Cuba plans cautious reopening to tourists
Cuba is planning to welcome tourists with COVID-19 tests and limit their contact with locals as part of a raft of measures designed to get its vital tourism industry back up and running.
The government of President Miguel Diaz-Canel said it would gradually open up the economy in the next weeks, with a particular focus on recovering tourism dollars lost to the lockdown.
Foreign tourists, the lifeblood of Cuba’s economy, will be restricted to a well established string of coastal resorts to limit contact with the local population in a country, where Diaz-Canel insisted, the coronavirus pandemic was “under control.”
Havana and the rest of the country will be initially be reserved for local tourism.
The island, with a population of just over 11 million, registered its first cases of COVID-19—three Italian tourists—in March.
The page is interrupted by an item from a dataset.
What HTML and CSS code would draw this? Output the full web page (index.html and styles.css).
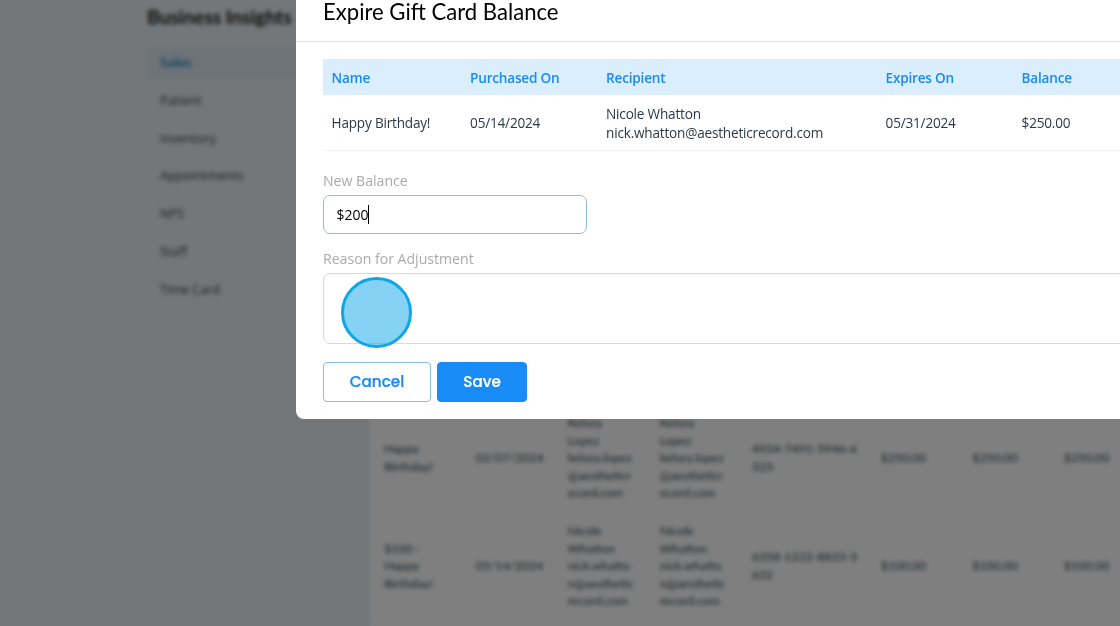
FILE: index.html
```html
<!DOCTYPE html>
<html lang="en">
<head>
    <meta charset="UTF-8">
    <meta name="viewport" content="width=device-width, initial-scale=1.0">
    <title>Business Insights</title>
    <link rel="stylesheet" href="styles.css">
</head>
<body>
    <div class="page">
        <aside class="sidebar">
            <h1>Business Insights</h1>
            <nav>
                <a class="active">Sales</a>
                <a>Patient</a>
                <a>Inventory</a>
                <a>Appointments</a>
                <a>NPS</a>
                <a>Staff</a>
                <a>Time Card</a>
            </nav>
        </aside>
        <main class="report">
            <div class="report-row">
                <div>Happy<br>Birthday!</div>
                <div>02/07/2024</div>
                <div>Kelsey<br>Lopez<br>kelsey.lopez<br>@aestheticr<br>ecord.com</div>
                <div>Kelsey<br>Lopez<br>kelsey.lopez<br>@aestheticr<br>ecord.com</div>
                <div>4934-7491-5946-6<br>323</div>
                <div>$250.00</div>
                <div>$250.00</div>
                <div>$250.00</div>
            </div>
            <div class="report-row">
                <div>$100 -<br>Happy<br>Birthday!</div>
                <div>05/14/2024</div>
                <div>Nicole<br>Whatton<br>nick.whatto<br>n@aesthetic<br>record.com</div>
                <div>Nicole<br>Whatton<br>nick.whatto<br>n@aesthetic<br>record.com</div>
                <div>6358-1222-8823-3<br>632</div>
                <div>$100.00</div>
                <div>$100.00</div>
                <div>$100.00</div>
            </div>
        </main>
    </div>

    <div class="overlay">
        <div class="modal">
            <h2 class="modal-title">Expire Gift Card Balance</h2>
            <div class="modal-body">
                <div class="table-row table-head">
                    <div>Name</div>
                    <div>Purchased On</div>
                    <div>Recipient</div>
                    <div>Expires On</div>
                    <div>Balance</div>
                </div>
                <div class="table-row">
                    <div>Happy Birthday!</div>
                    <div>05/14/2024</div>
                    <div>Nicole Whatton<br>nick.whatton@aestheticrecord.com</div>
                    <div>05/31/2024</div>
                    <div>$250.00</div>
                </div>
                <div class="label">New Balance</div>
                <div class="field balance">$200<span class="caret"></span></div>
                <div class="label">Reason for Adjustment</div>
                <div class="field reason"></div>
                <div class="buttons">
                    <button class="btn cancel">Cancel</button>
                    <button class="btn save">Save</button>
                </div>
            </div>
        </div>
    </div>
    <div class="click-marker"></div>
</body>
</html>
```

FILE: styles.css
```css
* {
    box-sizing: border-box;
}
body {
    margin: 0;
    height: 626px;
    overflow: hidden;
    position: relative;
    font-family: "Open Sans", "Noto Sans", sans-serif;
    background-color: #e6eef3;
}
.page {
    display: flex;
    height: 626px;
    overflow: hidden;
}
.sidebar {
    flex: 0 0 370px;
    padding: 5px 10px 0 147px;
}
.sidebar h1 {
    margin: 0 0 17px;
    font-family: Lato, sans-serif;
    font-size: 19.1px;
    line-height: 24px;
    padding-bottom: 1px;
    font-weight: bold;
    color: #222;
}
.sidebar nav {
    display: flex;
    flex-direction: column;
    gap: 6.8px;
}
.sidebar a {
    height: 31px;
    line-height: 31px;
    padding-left: 13px;
    font-size: 12.6px;
    color: #43474a;
}
.sidebar .active {
    background-color: #dbe7ee;
    color: #1a8ccc;
    font-weight: 600;
}
.report {
    flex: none;
    width: 830px;
    padding-top: 404px;
    background-color: #fff;
}
.report-row {
    display: grid;
    grid-template-columns: 91.5px 92px 92px 92px 129px 91.5px 91.5px 91.5px;
    height: 108px;
    padding: 1px 0 0 2px;
    align-items: center;
    border-bottom: 1px solid #f8f8f8;
    font-family: Lato, sans-serif;
    font-size: 12.2px;
    line-height: 17.6px;
    color: #37474f;
}
.report-row div {
    padding-left: 12.2px;
    white-space: nowrap;
}

/* Dimmed backdrop with the dialog on top */
.overlay {
    position: absolute;
    top: 0;
    left: 0;
    width: 100%;
    height: 626px;
    overflow: hidden;
    padding-left: 296px;
    background-color: rgba(0, 0, 0, 0.5);
    backdrop-filter: blur(2.2px);
}
.modal {
    width: 900px;
    height: 419px;
    background-color: #fff;
    border-radius: 0 0 8px 8px;
}
.modal-title {
    margin: 0;
    height: 42px;
    padding-left: 27px;
    border-bottom: 1px solid #dfe1e3;
    font-family: Lato, sans-serif;
    font-size: 22.1px;
    line-height: 23px;
    font-weight: normal;
    color: #000;
}
.modal-body {
    padding: 17px 27px 0;
}
.table-row {
    display: grid;
    grid-template-columns: 138.5px 136px 279.5px 136px 1fr;
    height: 56px;
    align-items: center;
    padding-left: 8.6px;
    border-bottom: 1px solid #f3f3f3;
    font-size: 13.6px;
    line-height: 19px;
    letter-spacing: -0.21px;
    color: #2b3a48;
}
.table-head {
    height: 36px;
    border-bottom: none;
    background-color: #dbeefd;
    color: #188bf6;
    font-weight: 600;
}
.label {
    padding-top: 19px;
    height: 44px;
    font-size: 14.1px;
    line-height: 21px;
    color: #aaa;
}
.field {
    border: 1px solid #d9dadb;
    border-radius: 7px;
}
.balance {
    display: flex;
    align-items: center;
    width: 264px;
    height: 39px;
    padding-left: 12.6px;
    border-color: #87bfe4;
    font-size: 14px;
    color: #000;
}
.balance + .label {
    padding-top: 14px;
    height: 39px;
}
.caret {
    width: 1px;
    height: 19px;
    margin-left: -1px;
    background-color: #000;
}
.reason {
    height: 71px;
}
.buttons {
    display: flex;
    gap: 6px;
    margin-top: 18px;
}
.btn {
    height: 40px;
    padding: 0 0 1px;
    border: 1px solid #87bfe4;
    border-radius: 4px;
    font-family: Poppins, Inter, sans-serif;
    font-size: 15.2px;
    font-weight: 500;
    -webkit-text-stroke: 0.2px;
}
.cancel {
    width: 108px;
    background-color: #fff;
    color: #188bf6;
}
.save {
    width: 90px;
    border-color: #188bf6;
    background-color: #188bf6;
    color: #fff;
}
.click-marker {
    position: absolute;
    left: 341px;
    top: 277px;
    width: 71px;
    height: 71px;
    border: 3px solid #0fa5e9;
    border-radius: 50%;
    background-color: rgba(14, 165, 233, 0.5);
}
```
It reported only eight new infections on Thursday.
So far Cuba has reported 2,219 COVID-19 cases, with 84 deaths.
But the pandemic shutdown has throttled the economy, and the government is eyeing the early revival of tourism, worth $3.3 billion in 2018.
Masks obligatory
“Unlike other countries, Cuba already had a crisis by the time COVID-19 arrived,” said economist Omar Everleny Perez, citing economic collapse in Venezuela and strengthening US sanctions.
“And tourism, which was a good economic driver, has been at zero for the last three months,” he said.
The lockdown forced Havana to slash imports by 75 percent in the first quarter, according to official data
The result is that long lines of Cubans outside stores, hoping to stock up on food and toiletries, have increased amid worsening shortages. The Communist-run island’s emerging private sector, invested largely in the tourism and restaurant sector, has been severely affected by the pandemic.
GDP is set to contract 8.3 percent this year, according to the Economist Intelligence Unit.
Cuba “is now entering a state of post-COVID recovery, which is aimed at returning to the best possible normalcy,” Diaz-Canel said Wednesday.
But caution prevails.
“There will be no abrupt opening in the first phase,” warned Prime Minister Manuel Marrero. He emphasized that Cubans will have to inch their way out of lockdown, and that face masks will have to be worn outdoors.
Although there has been no official word, international flights are not expected to begin until August 1, forcing Spanish company Evelop to cancel several flights tentatively scheduled for July.
‘Take care’
When flights resume, tourists will have to undergo medical checks on arrival and have their temperature taken. Health checks will also be a feature of stays, and hotel occupancy will be limited to allow for social distancing measures.
With the race on to capitalize on the European and North American summer season, Cuba’s competitors in the Caribbean have taken the lead in welcoming back tourists.
“Cancun and other beach resorts in the Mexican Caribbean—one of Cuba’s main competitors—resumed activities today,” Havana economist Pedro Monreal pointed out on Twitter.
Several Caribbean states have already opened up to tourism, while Jamaica and the Dominican Republic plan to do so by July 1.
Cuba is struggling to stay in the game.
On Wednesday, Spanish hotel chain Melia published a promotional video showing employees disinfecting its hotels in Cuba and promising tourists would be “safe” there.
State tourism entity Cubanacan struck the same tone on Twitter, talking up reinforced “sanitary hygiene standards.”
Clear plastic panels are being installed in hotel reception areas to avoid people coming into direct contact, and hotels are moving restaurant tables to create more space and adding gel dispensers at elevator entrances.